Exercise requirements
Your output must consist solely of the lines from the "Reproduce this table" line through the "145, 146, 115];" line, exactly as written, without images.

Materials provided
— begin —

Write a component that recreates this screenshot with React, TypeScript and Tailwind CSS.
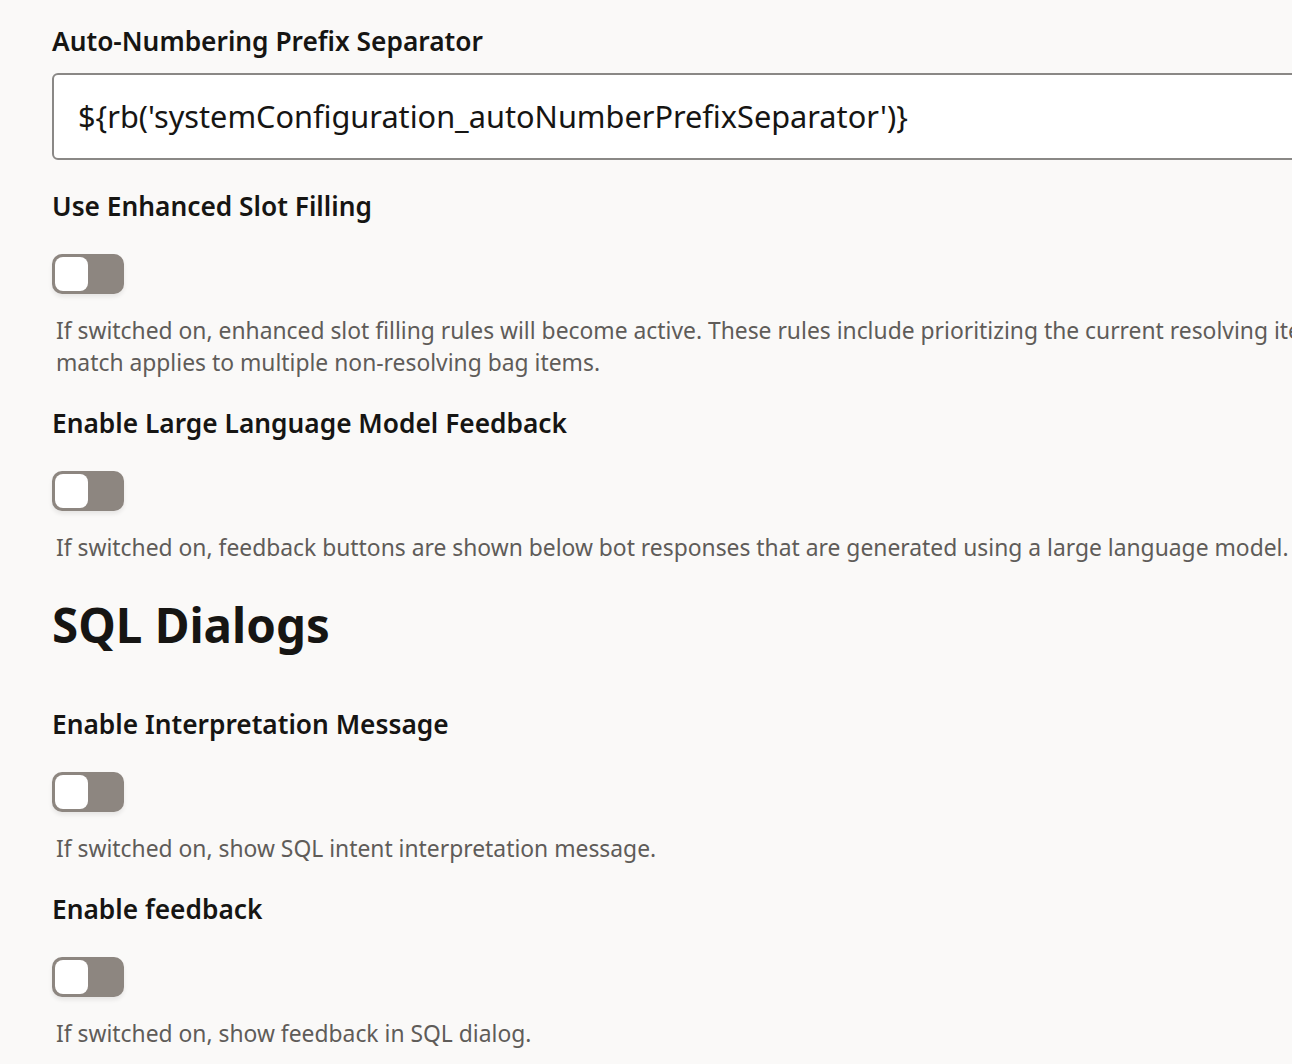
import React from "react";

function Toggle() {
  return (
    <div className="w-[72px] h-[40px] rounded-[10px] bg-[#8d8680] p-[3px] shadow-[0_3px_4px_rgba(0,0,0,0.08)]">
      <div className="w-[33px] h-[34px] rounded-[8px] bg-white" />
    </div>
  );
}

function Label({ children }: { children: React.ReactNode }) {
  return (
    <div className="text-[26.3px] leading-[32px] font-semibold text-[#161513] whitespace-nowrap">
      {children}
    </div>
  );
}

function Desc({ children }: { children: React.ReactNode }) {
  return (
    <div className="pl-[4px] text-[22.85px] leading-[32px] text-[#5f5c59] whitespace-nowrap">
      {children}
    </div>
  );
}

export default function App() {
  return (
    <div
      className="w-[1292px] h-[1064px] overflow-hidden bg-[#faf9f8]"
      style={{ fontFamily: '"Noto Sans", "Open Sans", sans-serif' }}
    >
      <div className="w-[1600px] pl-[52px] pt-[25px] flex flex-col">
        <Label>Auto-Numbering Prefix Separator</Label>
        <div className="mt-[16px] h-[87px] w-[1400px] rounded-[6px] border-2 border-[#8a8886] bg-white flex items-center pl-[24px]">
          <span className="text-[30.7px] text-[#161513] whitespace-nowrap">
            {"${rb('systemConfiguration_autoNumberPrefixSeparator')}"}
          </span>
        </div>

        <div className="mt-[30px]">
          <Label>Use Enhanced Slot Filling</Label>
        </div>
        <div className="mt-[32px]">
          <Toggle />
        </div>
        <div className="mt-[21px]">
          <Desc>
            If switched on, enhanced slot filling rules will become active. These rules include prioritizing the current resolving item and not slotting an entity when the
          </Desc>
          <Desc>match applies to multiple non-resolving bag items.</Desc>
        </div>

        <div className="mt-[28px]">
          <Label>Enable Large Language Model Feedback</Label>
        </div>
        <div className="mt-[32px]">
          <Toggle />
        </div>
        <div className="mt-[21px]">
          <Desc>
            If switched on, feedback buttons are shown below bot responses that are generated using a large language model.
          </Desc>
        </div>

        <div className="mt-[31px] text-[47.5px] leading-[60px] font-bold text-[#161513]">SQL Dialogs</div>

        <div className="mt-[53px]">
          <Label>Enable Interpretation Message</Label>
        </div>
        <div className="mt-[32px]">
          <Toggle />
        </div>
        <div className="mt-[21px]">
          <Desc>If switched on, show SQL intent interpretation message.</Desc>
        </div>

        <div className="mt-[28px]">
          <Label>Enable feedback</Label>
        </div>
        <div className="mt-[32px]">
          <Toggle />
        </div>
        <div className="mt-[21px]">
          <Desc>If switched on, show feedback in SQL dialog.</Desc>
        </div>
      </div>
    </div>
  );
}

— end —
— begin —

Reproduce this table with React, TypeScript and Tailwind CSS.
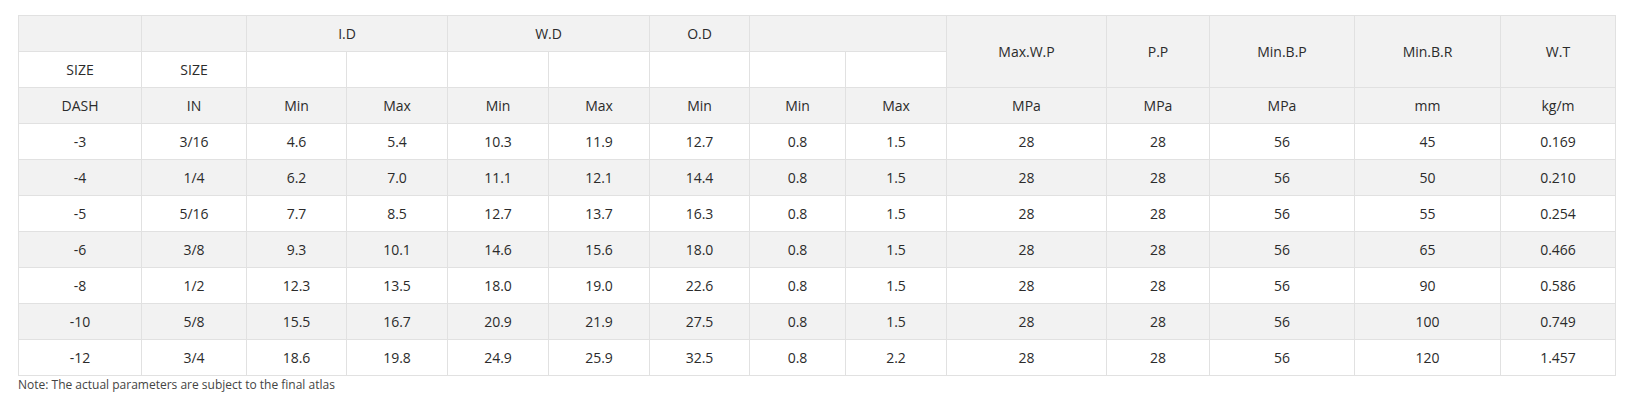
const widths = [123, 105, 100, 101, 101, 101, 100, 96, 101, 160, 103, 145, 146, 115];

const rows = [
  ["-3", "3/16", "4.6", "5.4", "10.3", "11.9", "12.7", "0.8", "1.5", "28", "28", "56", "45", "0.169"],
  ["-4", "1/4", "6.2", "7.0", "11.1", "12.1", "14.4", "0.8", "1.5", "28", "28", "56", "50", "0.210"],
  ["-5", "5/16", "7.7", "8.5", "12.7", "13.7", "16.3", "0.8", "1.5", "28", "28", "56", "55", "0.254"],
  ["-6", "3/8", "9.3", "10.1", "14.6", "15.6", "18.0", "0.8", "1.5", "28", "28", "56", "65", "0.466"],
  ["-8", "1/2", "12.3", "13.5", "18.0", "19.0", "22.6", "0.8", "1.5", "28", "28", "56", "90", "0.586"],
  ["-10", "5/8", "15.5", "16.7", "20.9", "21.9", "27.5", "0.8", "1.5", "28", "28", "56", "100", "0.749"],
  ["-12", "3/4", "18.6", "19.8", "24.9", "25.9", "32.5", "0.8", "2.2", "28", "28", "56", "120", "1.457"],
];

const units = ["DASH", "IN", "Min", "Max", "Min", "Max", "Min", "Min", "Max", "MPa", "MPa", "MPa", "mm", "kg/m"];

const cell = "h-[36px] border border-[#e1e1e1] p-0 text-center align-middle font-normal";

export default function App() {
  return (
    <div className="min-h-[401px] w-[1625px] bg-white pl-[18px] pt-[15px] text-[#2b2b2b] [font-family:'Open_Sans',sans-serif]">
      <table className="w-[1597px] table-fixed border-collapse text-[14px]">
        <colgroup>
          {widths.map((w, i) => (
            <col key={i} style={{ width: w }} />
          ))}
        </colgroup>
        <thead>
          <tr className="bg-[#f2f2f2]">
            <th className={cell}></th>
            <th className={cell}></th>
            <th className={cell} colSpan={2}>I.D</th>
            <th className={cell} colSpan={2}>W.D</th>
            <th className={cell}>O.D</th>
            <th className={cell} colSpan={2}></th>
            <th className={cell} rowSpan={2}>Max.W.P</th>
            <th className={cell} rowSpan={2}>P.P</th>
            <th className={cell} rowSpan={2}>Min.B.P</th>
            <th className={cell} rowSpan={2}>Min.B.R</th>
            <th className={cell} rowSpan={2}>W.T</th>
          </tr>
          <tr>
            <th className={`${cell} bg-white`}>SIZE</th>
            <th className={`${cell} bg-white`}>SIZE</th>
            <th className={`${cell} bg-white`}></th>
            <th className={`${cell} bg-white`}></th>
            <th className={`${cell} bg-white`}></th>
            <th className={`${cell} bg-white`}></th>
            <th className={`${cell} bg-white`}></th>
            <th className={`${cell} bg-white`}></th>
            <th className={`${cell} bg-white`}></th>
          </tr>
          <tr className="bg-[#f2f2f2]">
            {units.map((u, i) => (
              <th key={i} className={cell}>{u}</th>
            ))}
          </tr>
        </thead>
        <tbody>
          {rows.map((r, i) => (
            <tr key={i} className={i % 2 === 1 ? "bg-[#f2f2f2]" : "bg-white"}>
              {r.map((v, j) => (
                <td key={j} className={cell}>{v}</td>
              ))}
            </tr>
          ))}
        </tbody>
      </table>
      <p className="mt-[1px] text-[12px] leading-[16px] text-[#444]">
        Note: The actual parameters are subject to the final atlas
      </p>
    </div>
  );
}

— end —

The response
Reproduce this table with React, TypeScript and Tailwind CSS.
const widths = [123, 105, 100, 101, 101, 101, 100, 96, 101, 160, 103, 145, 146, 115];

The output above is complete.